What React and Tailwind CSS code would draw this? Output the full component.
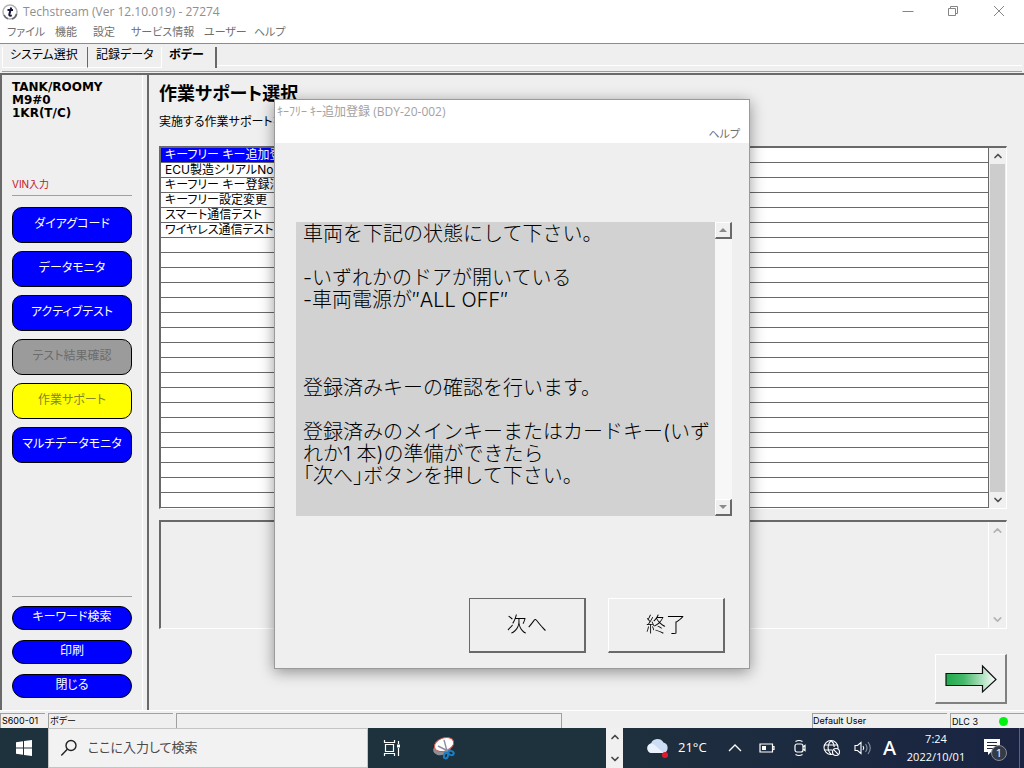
import { ChevronUp, ChevronDown } from "lucide-react";

const menus = [
    { label: "ファイル", width: "w-12" },
    { label: "機能", width: "w-[38px]" },
    { label: "設定", width: "w-[38px]" },
    { label: "サービス情報", width: "w-[73px]" },
    { label: "ユーザー", width: "w-[50px]" },
    { label: "ヘルプ", width: "w-12" },
];

const sideButtons = [
    { label: "ダイアグコード", tone: "blue" },
    { label: "データモニタ", tone: "blue" },
    { label: "アクティブテスト", tone: "blue" },
    { label: "テスト結果確認", tone: "gray" },
    { label: "作業サポート", tone: "yellow" },
    { label: "マルチデータモニタ", tone: "blue" },
];

const footButtons = ["キーワード検索", "印刷", "閉じる"];

const items = [
    "キーフリー キー追加登",
    "ECU製造シリアルNo.読",
    "キーフリー キー登録消",
    "キーフリー設定変更",
    "スマート通信テスト",
    "ワイヤレス通信テスト",
];

const ROW_COUNT = 24;

const message = `車両を下記の状態にして下さい。

-いずれかのドアが開いている
-車両電源が″ALL OFF″



登録済みキーの確認を行います。

登録済みのメインキーまたはカードキー(いず
れか1 本)の準備ができたら
`;

const tones = {
    blue: "bg-[#0000fe] text-white",
    gray: "bg-[#9b9b9b] text-[#6c6c6c]",
    yellow: "bg-[#ffff00] text-[#85852a]",
};

const TitleBar = () => (
    <header className="bg-white border-b border-[#8c8c8c]">
        <div className="flex h-6 items-center pl-[2px] pr-[2px]">
            <svg width="16" height="18" viewBox="0 0 16 18" aria-hidden="true">
                <circle cx="8" cy="9" r="7" fill="#fff" stroke="#b4b4b8" strokeWidth="1.6" />
                <path d="M10 16A7 7 0 0 0 14.600 11M2 12A7 7 0 0 0 6 15.700" fill="none" stroke="#6a6a72" strokeWidth="1.600" />
                <path d="M9.200 4.500 7.300 11.500Q7 13.400 9.800 12.400M5.500 7H11" fill="none" stroke="#16163c" strokeWidth="2" />
            </svg>
            <h1 className="ml-[5px] font-['Open_Sans',sans-serif] text-xs text-[#8f8f8f]">Techstream (Ver 12.10.019) - 27274</h1>
            <div className="ml-auto flex items-center text-[#858585]">
                <button aria-label="最小化" className="flex w-[45px] justify-center">
                    <svg width="12" height="12" viewBox="0 0 12 12" fill="none" stroke="currentColor"><path d="M.5 5.500h11" /></svg>
                </button>
                <button aria-label="元に戻す" className="flex w-[46px] justify-center">
                    <svg width="12" height="12" viewBox="0 0 12 12" fill="none" stroke="currentColor"><path d="M1.500 2.500h7v7h-7zM3.500 2.500v-2h7v7h-2" /></svg>
                </button>
                <button aria-label="閉じる" className="flex w-[46px] justify-center">
                    <svg width="12" height="12" viewBox="0 0 12 12" fill="none" stroke="currentColor"><path d="m1 0 10 10M11 0 1 10" /></svg>
                </button>
            </div>
        </div>
        <nav className="flex h-[19px] items-start pl-[7px] text-[11px] leading-4 text-[#6f6f6f]">
            {menus.map((m) => (
                <button key={m.label} className={`${m.width} whitespace-nowrap text-left`}>{m.label}</button>
            ))}
        </nav>
    </header>
);

const Tabs = () => (
    <div className="h-[31px] border-b-2 border-[#696969] px-[2px]">
        <div className="flex h-[28px] border-b border-[#a0a0a0] text-xs">
            <button className="my-[3px] flex w-[86px] items-start border-b border-l border-r border-b-white border-l-white border-r-[#696969] pl-[7px]">システム選択</button>
            <button className="my-[3px] flex w-[73px] items-start border-b border-b-white pl-2">記録データ</button>
            <button className="my-[3px] flex w-[56px] items-start border-l border-r-2 border-l-white border-r-[#696969] pl-[7px] font-bold">ボデー</button>
            <div className="mb-[5px] grow border-b border-white" />
        </div>
    </div>
);

const Sidebar = () => (
    <aside className="flex w-[143px] shrink-0 flex-col border-r border-l-2 border-r-white border-l-[#696969] px-[10px] pb-3">
        <div className="mt-[6px] font-['DejaVu_Sans',sans-serif] text-xs font-bold leading-[13px]">
            <p>TANK/ROOMY</p>
            <p>M9#0</p>
            <p>1KR(T/C)</p>
        </div>
        <p className="mt-[56px] border-b border-[#a0a0a0] pb-[3px] text-[10px] leading-4 text-[#c4161c]">VIN入力</p>
        <div className="mt-[11px] flex flex-col gap-2">
            {sideButtons.map((b) => (
                <button
                    key={b.label}
                    disabled={b.tone === "gray"}
                    className={`h-9 w-[120px] whitespace-nowrap rounded-[10px] border border-black pb-[3px] text-xs ${tones[b.tone]}`}
                >
                    {b.label}
                </button>
            ))}
        </div>
        <div className="mt-auto flex flex-col gap-[10px] border-t border-[#a0a0a0] pt-[9px]">
            {footButtons.map((label) => (
                <button key={label} className="h-6 w-[120px] rounded-full border border-black bg-[#0000fe] pb-[2px] text-xs leading-5 text-white">
                    {label}
                </button>
            ))}
        </div>
    </aside>
);

const ItemTable = () => (
    <div className="mt-[15px] flex border-b border-l-2 border-r border-t-2 border-b-white border-l-[#696969] border-r-white border-t-[#696969]">
        <table className="grow table-fixed border-separate border-spacing-0 border-r border-[#696969] bg-white text-xs leading-[14px]">
            <tbody>
                {Array.from({ length: ROW_COUNT }, (_, i) => (
                    <tr key={i}>
                        <td className={`h-[15px] w-1/3 whitespace-nowrap border-b border-[#696969] p-0 pl-1 ${i === 0 ? "bg-[#0000fe] text-white" : ""}`}>
                            {items[i]}
                        </td>
                        <td className="border-b border-[#696969] p-0" />
                    </tr>
                ))}
            </tbody>
        </table>
        <div className="flex w-[17px] flex-col items-center bg-[#f0f0f0] px-px text-[#505050]">
            <button aria-label="上へ" className="flex h-4 items-center"><ChevronUp size={12} strokeWidth={3.5} /></button>
            <div className="w-full grow bg-[#cdcdcd]" />
            <button aria-label="下へ" className="flex h-4 items-center"><ChevronDown size={12} strokeWidth={3.5} /></button>
        </div>
    </div>
);

const Main = () => (
    <main className="ml-[4px] flex min-w-0 grow flex-col border-l-2 border-[#696969] pb-[6px] pl-[10px] pr-[17px]">
        <h2 className="mt-[7px] text-lg font-bold leading-6">作業サポート選択</h2>
        <p className="mt-[7px] text-xs leading-[18px]">実施する作業サポートを</p>
        <ItemTable />
        <div className="mt-[11px] flex h-[109px] shrink-0 border-b border-l-2 border-r border-t-2 border-b-white border-l-[#696969] border-r-white border-t-[#696969]">
            <div className="ml-auto flex w-[18px] flex-col items-center justify-between border-l border-white py-[2px] text-[#b4b4b4]">
                <ChevronUp size={13} strokeWidth={3} />
                <ChevronDown size={13} strokeWidth={3} />
            </div>
        </div>
        <button aria-label="次の画面" className="mt-auto flex h-[50px] w-[72px] shrink-0 items-center justify-center self-end border-b-2 border-l border-r-2 border-t border-b-[#808080] border-l-white border-r-[#808080] border-t-white">
            <svg width="52" height="30" viewBox="0 0 52 30">
                <defs>
                    <linearGradient id="arrow">
                        <stop offset="0" stopColor="#1faa4c" />
                        <stop offset=".35" stopColor="#44b96a" />
                        <stop offset="1" stopColor="#fff" />
                    </linearGradient>
                </defs>
                <path d="M1 9.500H37.500V2L51 15.500 37.500 28V21.500H1Z" fill="url(#arrow)" stroke="#111" strokeWidth="1.200" />
            </svg>
        </button>
    </main>
);

const StatusBar = () => (
    <footer className="flex h-[18px] items-end gap-[3px] border-t border-white pt-px text-[9px] leading-[13px] [&>div]:h-[15px] [&>div]:border-l [&>div]:border-t [&>div]:border-[#a0a0a0] [&>div]:whitespace-nowrap">
        <div className="w-[45px] pl-px">S600-01</div>
        <div className="w-[125px] pl-px">ボデー</div>
        <div className="w-[386px] border-r border-r-white" />
        <div className="ml-auto w-[135px]">Default User</div>
        <div className="flex w-[74px] items-center pl-px">
            DLC 3
            <span className="ml-auto mr-4 size-[9px] rounded-full bg-[#00f010]" />
        </div>
    </footer>
);

const Taskbar = () => (
    <div className="flex h-10 shrink-0 bg-[#1e323e] font-['Open_Sans','Noto_Sans_CJK_JP',sans-serif] text-white">
        <button aria-label="スタート" className="flex w-12 items-center justify-center">
            <svg width="16" height="16" viewBox="0 0 16 16" fill="#fff">
                <path d="M0 2.300 7 1.300V7.500H0zM8 1.100 16 0v7.500H8zM0 8.500h7v6.200L0 13.700zM8 8.500h8V16l-8-1.100z" />
            </svg>
        </button>
        <label className="flex w-[320px] items-center border border-[#c4c4c4] bg-[#f2f2f2] pl-[11px]">
            <svg width="18" height="18" viewBox="0 0 18 18" fill="none" stroke="#222" strokeWidth="1.400">
                <circle cx="11" cy="6.500" r="5" />
                <path d="m7.300 10.200-6 6.300" />
            </svg>
            <input
                aria-label="検索"
                placeholder="ここに入力して検索"
                className="ml-[10px] min-w-0 grow bg-transparent text-[13px] outline-none placeholder:text-[#4a4a4a]"
            />
        </label>
        <button aria-label="タスクビュー" className="flex w-12 items-center justify-center">
            <svg width="18" height="16" viewBox="0 0 18 16" fill="none" stroke="#fff" strokeWidth="1.200">
                <path d="M1.500 0v2.500h10V0M1.500 16v-2.500h10V16M2.500 4.500h8v7h-8zM15.500 1v3M15.500 8v8" />
                <path d="M14 4.500h3v3h-3z" fill="#fff" stroke="none" />
            </svg>
        </button>
        <button aria-label="Snipping Tool" className="ml-1 flex w-12 items-center justify-center">
            <svg width="26" height="26" viewBox="0 0 26 26">
                <ellipse cx="11" cy="14" rx="9" ry="6" fill="#8e8f96" transform="rotate(-15 11 14)" />
                <ellipse cx="13" cy="9.500" rx="10" ry="6.500" fill="#fff" stroke="#d9504a" strokeWidth="1" transform="rotate(-20 13 9.500)" />
                <path d="m13 5 3 11M7 11l10 5" stroke="#8b8fa0" strokeWidth="1.400" />
                <g fill="none" stroke="#1c7fc4" strokeWidth="2">
                    <ellipse cx="15" cy="20.500" rx="2" ry="3" transform="rotate(15 15 20.500)" />
                    <ellipse cx="20" cy="18" rx="2.800" ry="2" transform="rotate(20 20 18)" />
                </g>
            </svg>
        </button>
        <div className="ml-auto flex w-[17px] flex-col items-center justify-between bg-[#f0f0f0] py-[3px] text-[#484848]">
            <ChevronUp size={12} strokeWidth={3.5} />
            <ChevronDown size={12} strokeWidth={3.5} />
        </div>
        <div className="flex w-[401px] items-center bg-linear-to-r from-[#1e2f3d] to-[#1a2442]">
            <svg className="ml-[23px]" width="25" height="22" viewBox="0 0 25 22">
                <path d="M5 16a5 5 0 0 1 0-9.500 7 7 0 0 1 12.500-1A5.500 5.500 0 0 1 18 16Z" fill="#cbdcf4" />
                <path d="M5 16a5 5 0 0 1-1-9.300c5-1 7 5 14 9.300Z" fill="#e9f1fd" />
                <circle cx="19" cy="18" r="3" fill="#e01c2c" />
            </svg>
            <span className="ml-[7px] w-[30px] text-[13px]">21°C</span>
            <svg className="ml-5" width="14" height="10" viewBox="0 0 14 10" fill="none" stroke="#fff" strokeWidth="1.300"><path d="m1 8 6-6 6 6" /></svg>
            <svg className="ml-[17px]" width="17" height="12" viewBox="0 0 17 12" fill="none" stroke="#fff" strokeWidth="1.200">
                <path d="M1 2h12.500v8H1zM13.500 4.500H15v3h-1.500" /><path d="M3 4h4v4H3z" fill="#fff" stroke="none" />
            </svg>
            <svg className="ml-[17px]" width="14" height="18" viewBox="0 0 14 18" fill="none" stroke="#fff" strokeWidth="1.200">
                <rect x="2" y="5" width="8" height="8" rx="2" /><path d="M10 8l2-1.500v5L10 10M2.500 2.500q3.500-2 7 0M2.500 15.500q3.500 2 7 0" />
            </svg>
            <svg className="ml-4" width="18" height="18" viewBox="0 0 18 18" fill="none" stroke="#fff" strokeWidth="1.100">
                <circle cx="8" cy="8.500" r="7" />
                <path d="M8 1.500c-4 4-4 10 0 14M8 1.500c2.500 2 3.200 4.500 3.200 6.500M1.500 6h13M1.500 11H9" />
                <circle cx="13" cy="13" r="3.500" fill="#1c2941" /><path d="m10.700 10.700 4.600 4.600" />
            </svg>
            <svg className="ml-[13px]" width="18" height="16" viewBox="0 0 18 16" fill="none" stroke="#fff" strokeWidth="1.100">
                <path d="M1 5.500h2.500L7 2.500v11L3.500 10.500H1zM9 6q1.500 2 0 4" /><path d="M11.500 4q3 4 0 8M14 2q4.500 6 0 12" stroke="#8993a4" />
            </svg>
            <span className="ml-[11px] w-[14px] font-['Noto_Sans',sans-serif] text-xl font-medium">A</span>
            <div className="ml-[8px] w-[62px] text-center text-[11px] leading-[18px]">
                <p>7:24</p>
                <p>2022/10/01</p>
            </div>
            <svg className="ml-auto mr-[11px]" width="26" height="26" viewBox="0 0 26 26">
                <path d="M2 4h16v13H9l-3 3v-3H2z" fill="#fff" />
                <path d="M5 7.500h10M5 10.500h10M5 13.500h6" stroke="#1c2941" />
                <circle cx="17" cy="18" r="7.500" fill="#333b47" stroke="#858b95" />
                <text x="17" y="22" fill="#fff" fontSize="11" textAnchor="middle">1</text>
            </svg>
            <div className="h-full w-[5px] border-l border-[#5b6579]" />
        </div>
    </div>
);

const ScrollButton = ({ label, path }) => (
    <button aria-label={label} className="flex size-[17px] items-center justify-center border-b-2 border-l border-r-2 border-t border-b-[#696969] border-l-white border-r-[#696969] border-t-white bg-[#f0f0f0]">
        <svg width="8" height="4" viewBox="0 0 8 4" fill="#8a8a8a"><path d={path} /></svg>
    </button>
);

const Dialog = () => (
    <div className="pointer-events-none fixed inset-0 flex items-center justify-center">
        <section
            role="dialog"
            aria-label="キー追加登録"
            className="pointer-events-auto w-[476px] border border-[#9a9a9a] bg-[#efefef] shadow-[0_3px_14px_rgba(0,0,0,0.4)]"
        >
            <div className="h-[43px] bg-white px-[2px]">
                <p className="pt-[3px] font-['Open_Sans','Noto_Sans_CJK_JP',sans-serif] text-xs leading-[18px] text-[#a2a2a2]">ｷｰﾌﾘｰ ｷｰ追加登録 (BDY-20-002)</p>
                <div className="flex justify-end pr-[7px] pt-1">
                    <button className="text-[11px] leading-[18px] text-[#6f6f6f]">ヘルプ</button>
                </div>
            </div>
            <div className="pb-[15px] pl-[21px] pr-[17px] pt-[79px]">
                <div className="flex h-[294px]">
                    <p className="grow whitespace-pre bg-[#d2d2d2] pl-[7px] pt-px text-xl font-light leading-[22px] [font-feature-settings:normal]">
                        {message}
                        <span className="[font-feature-settings:'palt']">「次へ」</span>
                        ボタンを押して下さい。
                    </p>
                    <div className="flex w-[17px] flex-col justify-between bg-[#f7f7f7]">
                        <ScrollButton label="上へ" path="M0 4 4 0l4 4z" />
                        <ScrollButton label="下へ" path="M0 0 4 4l4-4z" />
                    </div>
                </div>
                <div className="mt-[82px] flex justify-end gap-[22px] pr-[7px] text-xl font-light">
                    <button className="h-[55px] w-[117px] border border-b-2 border-r-2 border-[#696969]">次へ</button>
                    <button className="h-[55px] w-[117px] border border-b-2 border-r-2 border-b-[#696969] border-l-white border-r-[#696969] border-t-white">終了</button>
                </div>
            </div>
        </section>
    </div>
);

export default function App() {
    return (
        <div className="flex min-h-screen flex-col bg-[#efefef] font-['Inter','Noto_Sans_CJK_JP',sans-serif] text-black [font-feature-settings:'palt']">
            <TitleBar />
            <Tabs />
            <div className="flex grow">
                <Sidebar />
                <Main />
            </div>
            <StatusBar />
            <Taskbar />
            <Dialog />
        </div>
    );
}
........
[What the exercise asks]
Read the data above. Pull out each line in which the string "full" appears.

[Result for this task]
What React and Tailwind CSS code would draw this? Output the full component.
                <button key={label} className="h-6 w-[120px] rounded-full border border-black bg-[#0000fe] pb-[2px] text-xs leading-5 text-white">
            <div className="w-full grow bg-[#cdcdcd]" />
            <span className="ml-auto mr-4 size-[9px] rounded-full bg-[#00f010]" />
            <div className="h-full w-[5px] border-l border-[#5b6579]" />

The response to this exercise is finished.